Data block:
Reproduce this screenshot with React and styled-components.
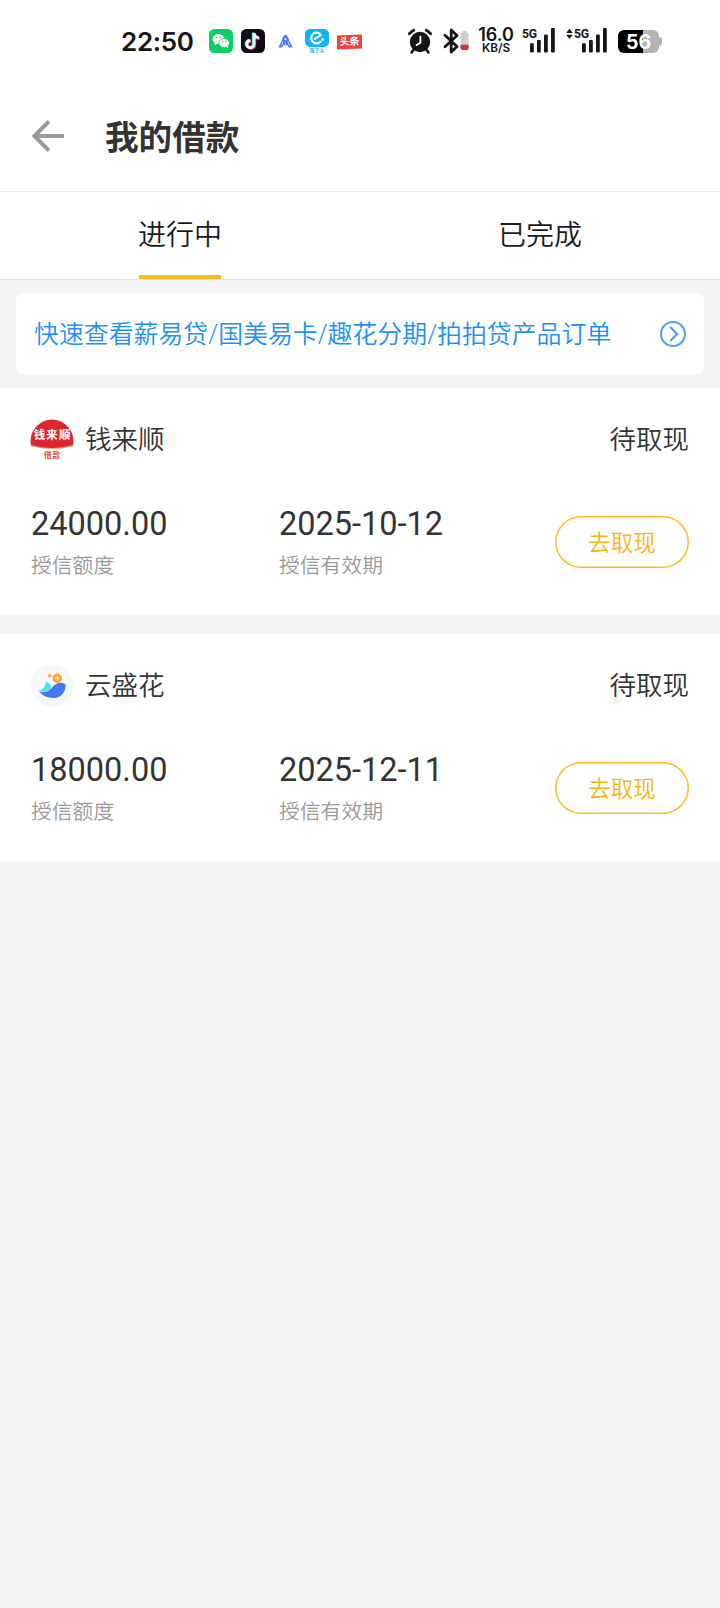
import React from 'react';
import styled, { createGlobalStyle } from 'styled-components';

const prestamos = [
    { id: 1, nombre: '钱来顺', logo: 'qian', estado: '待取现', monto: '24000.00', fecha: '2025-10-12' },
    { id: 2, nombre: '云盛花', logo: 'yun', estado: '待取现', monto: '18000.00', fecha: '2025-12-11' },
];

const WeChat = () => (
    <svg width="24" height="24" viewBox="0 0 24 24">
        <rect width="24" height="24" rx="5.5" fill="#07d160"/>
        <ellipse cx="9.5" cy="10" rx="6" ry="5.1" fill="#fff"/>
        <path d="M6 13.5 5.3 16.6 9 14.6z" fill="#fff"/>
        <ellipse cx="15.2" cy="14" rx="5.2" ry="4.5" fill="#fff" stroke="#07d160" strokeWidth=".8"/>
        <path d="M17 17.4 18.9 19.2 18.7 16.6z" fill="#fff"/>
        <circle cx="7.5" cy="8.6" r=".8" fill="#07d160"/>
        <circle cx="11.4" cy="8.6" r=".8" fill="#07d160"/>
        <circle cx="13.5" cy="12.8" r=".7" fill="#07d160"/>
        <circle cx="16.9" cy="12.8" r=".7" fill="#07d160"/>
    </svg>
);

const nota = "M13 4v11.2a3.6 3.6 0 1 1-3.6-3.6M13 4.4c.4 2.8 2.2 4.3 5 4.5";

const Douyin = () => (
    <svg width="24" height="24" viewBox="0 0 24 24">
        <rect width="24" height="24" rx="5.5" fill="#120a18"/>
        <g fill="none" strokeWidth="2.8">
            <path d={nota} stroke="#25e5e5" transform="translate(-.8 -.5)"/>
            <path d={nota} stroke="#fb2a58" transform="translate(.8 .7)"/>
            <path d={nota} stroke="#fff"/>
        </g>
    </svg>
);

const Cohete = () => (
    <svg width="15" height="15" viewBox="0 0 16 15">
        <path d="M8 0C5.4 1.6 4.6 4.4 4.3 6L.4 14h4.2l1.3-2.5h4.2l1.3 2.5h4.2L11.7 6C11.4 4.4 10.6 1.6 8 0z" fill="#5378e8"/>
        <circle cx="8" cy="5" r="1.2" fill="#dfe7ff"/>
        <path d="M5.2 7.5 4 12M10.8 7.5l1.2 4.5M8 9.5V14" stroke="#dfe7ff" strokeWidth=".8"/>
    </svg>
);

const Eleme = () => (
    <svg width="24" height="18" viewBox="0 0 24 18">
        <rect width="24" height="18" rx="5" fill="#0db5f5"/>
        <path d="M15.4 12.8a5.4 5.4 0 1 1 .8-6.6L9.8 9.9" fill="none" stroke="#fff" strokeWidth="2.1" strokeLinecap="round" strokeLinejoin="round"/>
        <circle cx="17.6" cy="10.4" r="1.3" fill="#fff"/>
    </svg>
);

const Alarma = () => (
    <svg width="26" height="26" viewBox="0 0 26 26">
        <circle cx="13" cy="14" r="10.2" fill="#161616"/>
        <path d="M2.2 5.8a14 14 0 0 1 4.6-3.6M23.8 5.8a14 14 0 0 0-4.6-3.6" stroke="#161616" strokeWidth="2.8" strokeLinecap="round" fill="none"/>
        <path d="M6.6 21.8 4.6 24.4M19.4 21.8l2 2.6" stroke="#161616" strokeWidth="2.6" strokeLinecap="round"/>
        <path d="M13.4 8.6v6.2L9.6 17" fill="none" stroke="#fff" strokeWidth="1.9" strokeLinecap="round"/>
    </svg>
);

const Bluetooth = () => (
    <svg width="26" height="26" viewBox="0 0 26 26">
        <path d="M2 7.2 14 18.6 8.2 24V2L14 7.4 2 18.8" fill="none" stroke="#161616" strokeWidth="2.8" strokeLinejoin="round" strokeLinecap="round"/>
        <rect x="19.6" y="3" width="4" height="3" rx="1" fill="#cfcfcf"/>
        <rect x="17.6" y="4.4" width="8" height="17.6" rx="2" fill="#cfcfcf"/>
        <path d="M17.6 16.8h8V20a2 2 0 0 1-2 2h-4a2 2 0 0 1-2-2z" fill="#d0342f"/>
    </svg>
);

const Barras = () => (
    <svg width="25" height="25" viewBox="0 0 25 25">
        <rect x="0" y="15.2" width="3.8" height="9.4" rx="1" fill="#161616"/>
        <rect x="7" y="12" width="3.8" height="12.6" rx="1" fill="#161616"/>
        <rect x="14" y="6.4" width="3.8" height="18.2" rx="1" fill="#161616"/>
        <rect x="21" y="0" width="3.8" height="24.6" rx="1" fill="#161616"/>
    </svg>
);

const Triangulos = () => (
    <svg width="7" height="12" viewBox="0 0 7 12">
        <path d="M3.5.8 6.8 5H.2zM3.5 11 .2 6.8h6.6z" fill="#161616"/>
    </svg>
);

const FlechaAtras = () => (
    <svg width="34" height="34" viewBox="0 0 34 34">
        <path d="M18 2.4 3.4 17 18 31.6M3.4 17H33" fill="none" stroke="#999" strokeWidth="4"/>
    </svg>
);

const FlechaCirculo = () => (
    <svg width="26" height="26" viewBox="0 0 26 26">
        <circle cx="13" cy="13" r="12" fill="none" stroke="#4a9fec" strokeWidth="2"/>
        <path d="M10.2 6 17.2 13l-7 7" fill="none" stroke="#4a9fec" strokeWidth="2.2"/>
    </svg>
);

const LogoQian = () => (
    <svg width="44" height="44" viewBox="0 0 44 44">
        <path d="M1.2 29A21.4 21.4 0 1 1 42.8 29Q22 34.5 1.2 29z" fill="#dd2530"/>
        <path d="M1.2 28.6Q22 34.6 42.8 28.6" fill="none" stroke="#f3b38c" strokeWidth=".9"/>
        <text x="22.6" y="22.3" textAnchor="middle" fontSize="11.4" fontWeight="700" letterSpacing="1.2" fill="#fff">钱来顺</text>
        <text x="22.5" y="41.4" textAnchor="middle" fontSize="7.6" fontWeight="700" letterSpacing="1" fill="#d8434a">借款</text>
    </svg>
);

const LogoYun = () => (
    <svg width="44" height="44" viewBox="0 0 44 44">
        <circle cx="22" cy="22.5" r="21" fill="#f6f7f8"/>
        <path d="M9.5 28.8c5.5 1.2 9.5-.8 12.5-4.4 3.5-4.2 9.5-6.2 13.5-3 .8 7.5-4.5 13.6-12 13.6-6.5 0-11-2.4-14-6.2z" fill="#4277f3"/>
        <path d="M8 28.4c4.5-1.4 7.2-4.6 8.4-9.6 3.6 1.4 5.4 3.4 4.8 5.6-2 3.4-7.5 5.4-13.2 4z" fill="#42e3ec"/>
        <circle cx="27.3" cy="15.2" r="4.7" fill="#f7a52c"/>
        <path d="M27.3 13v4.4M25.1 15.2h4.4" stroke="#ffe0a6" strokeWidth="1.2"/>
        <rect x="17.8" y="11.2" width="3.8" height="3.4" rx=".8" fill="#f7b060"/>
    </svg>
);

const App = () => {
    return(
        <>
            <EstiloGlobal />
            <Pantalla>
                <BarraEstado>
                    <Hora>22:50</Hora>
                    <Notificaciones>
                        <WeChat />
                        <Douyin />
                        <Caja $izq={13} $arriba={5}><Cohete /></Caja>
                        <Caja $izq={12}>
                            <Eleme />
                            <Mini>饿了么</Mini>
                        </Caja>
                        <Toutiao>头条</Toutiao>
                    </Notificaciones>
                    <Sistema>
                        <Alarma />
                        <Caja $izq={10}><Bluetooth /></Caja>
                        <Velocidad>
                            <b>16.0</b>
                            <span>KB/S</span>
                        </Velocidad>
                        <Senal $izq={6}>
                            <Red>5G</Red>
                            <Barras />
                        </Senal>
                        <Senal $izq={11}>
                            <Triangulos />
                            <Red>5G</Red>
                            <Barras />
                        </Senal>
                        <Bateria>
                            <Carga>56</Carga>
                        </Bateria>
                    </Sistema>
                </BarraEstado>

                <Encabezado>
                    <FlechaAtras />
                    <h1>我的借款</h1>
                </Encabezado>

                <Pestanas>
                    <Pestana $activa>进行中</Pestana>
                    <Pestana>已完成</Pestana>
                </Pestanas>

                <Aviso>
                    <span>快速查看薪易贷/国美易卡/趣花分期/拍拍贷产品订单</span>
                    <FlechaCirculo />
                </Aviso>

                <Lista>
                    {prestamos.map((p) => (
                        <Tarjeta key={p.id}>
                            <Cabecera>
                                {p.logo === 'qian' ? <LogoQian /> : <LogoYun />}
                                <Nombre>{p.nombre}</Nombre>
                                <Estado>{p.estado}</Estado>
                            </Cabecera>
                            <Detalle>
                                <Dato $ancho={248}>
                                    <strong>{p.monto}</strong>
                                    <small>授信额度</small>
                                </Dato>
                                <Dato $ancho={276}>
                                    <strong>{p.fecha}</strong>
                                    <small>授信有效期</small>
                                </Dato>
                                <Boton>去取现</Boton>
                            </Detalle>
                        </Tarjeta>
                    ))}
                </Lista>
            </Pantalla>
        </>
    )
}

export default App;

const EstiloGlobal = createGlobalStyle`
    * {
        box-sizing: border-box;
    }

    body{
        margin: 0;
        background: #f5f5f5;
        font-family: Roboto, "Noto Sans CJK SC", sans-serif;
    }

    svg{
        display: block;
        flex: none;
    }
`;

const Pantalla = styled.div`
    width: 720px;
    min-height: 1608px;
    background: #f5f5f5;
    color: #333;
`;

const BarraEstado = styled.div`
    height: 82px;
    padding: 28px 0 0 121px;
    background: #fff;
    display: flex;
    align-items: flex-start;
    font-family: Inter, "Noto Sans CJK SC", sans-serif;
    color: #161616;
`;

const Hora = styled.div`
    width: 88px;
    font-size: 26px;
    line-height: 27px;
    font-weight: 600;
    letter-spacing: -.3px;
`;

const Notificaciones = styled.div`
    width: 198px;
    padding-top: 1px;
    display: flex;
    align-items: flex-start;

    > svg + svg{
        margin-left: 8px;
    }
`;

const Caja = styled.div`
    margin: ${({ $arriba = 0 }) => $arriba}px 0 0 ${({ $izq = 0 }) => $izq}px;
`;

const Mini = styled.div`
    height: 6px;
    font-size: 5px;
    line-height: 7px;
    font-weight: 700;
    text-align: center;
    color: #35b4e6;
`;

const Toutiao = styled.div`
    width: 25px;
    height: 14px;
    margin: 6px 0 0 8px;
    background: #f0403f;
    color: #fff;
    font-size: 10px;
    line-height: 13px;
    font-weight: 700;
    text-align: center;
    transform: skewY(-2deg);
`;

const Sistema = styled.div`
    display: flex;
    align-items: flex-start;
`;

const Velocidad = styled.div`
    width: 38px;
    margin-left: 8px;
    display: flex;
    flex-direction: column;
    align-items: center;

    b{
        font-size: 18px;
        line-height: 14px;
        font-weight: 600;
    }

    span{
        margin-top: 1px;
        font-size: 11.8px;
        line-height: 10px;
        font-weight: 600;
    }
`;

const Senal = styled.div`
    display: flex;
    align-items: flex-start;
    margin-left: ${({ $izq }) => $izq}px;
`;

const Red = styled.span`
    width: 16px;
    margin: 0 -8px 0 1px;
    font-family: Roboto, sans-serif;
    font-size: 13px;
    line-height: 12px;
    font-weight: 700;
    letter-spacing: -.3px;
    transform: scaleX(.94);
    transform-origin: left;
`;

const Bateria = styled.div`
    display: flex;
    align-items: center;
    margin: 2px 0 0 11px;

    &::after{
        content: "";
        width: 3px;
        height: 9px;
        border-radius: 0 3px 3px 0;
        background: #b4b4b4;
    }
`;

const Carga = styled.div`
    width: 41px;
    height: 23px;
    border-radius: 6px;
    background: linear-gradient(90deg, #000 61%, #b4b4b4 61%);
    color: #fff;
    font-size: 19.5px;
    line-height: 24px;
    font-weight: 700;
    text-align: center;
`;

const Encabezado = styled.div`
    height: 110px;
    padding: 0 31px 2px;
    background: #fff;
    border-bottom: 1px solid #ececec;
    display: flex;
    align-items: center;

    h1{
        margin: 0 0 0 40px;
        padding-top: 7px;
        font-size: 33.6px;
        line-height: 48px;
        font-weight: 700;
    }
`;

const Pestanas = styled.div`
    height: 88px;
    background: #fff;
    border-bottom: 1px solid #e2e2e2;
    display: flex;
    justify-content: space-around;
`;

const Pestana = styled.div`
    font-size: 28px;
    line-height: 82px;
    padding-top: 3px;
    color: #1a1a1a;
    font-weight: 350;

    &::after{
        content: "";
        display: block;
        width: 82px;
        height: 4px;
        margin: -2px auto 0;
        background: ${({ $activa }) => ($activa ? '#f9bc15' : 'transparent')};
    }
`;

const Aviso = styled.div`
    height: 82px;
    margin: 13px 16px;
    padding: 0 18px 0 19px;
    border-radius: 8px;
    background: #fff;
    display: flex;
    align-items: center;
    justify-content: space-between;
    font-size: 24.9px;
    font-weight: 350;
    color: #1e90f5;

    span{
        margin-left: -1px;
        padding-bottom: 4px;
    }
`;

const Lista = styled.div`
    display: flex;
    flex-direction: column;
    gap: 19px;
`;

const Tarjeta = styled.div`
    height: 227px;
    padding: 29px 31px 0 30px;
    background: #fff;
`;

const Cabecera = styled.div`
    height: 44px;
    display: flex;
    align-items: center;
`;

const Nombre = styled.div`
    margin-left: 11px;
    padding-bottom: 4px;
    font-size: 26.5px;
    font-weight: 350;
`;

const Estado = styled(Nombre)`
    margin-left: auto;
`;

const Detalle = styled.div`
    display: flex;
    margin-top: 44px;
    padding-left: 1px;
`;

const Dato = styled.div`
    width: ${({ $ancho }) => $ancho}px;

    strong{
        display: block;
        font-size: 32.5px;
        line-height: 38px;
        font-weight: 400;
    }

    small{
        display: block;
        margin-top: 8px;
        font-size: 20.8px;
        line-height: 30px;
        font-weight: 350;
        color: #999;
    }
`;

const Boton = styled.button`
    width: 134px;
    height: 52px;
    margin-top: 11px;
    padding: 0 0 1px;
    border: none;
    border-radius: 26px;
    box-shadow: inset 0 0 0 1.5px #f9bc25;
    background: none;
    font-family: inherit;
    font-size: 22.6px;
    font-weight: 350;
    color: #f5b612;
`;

Directions: Locate each line containing the string "components" and show it.

Result:
Reproduce this screenshot with React and styled-components.
import styled, { createGlobalStyle } from 'styled-components';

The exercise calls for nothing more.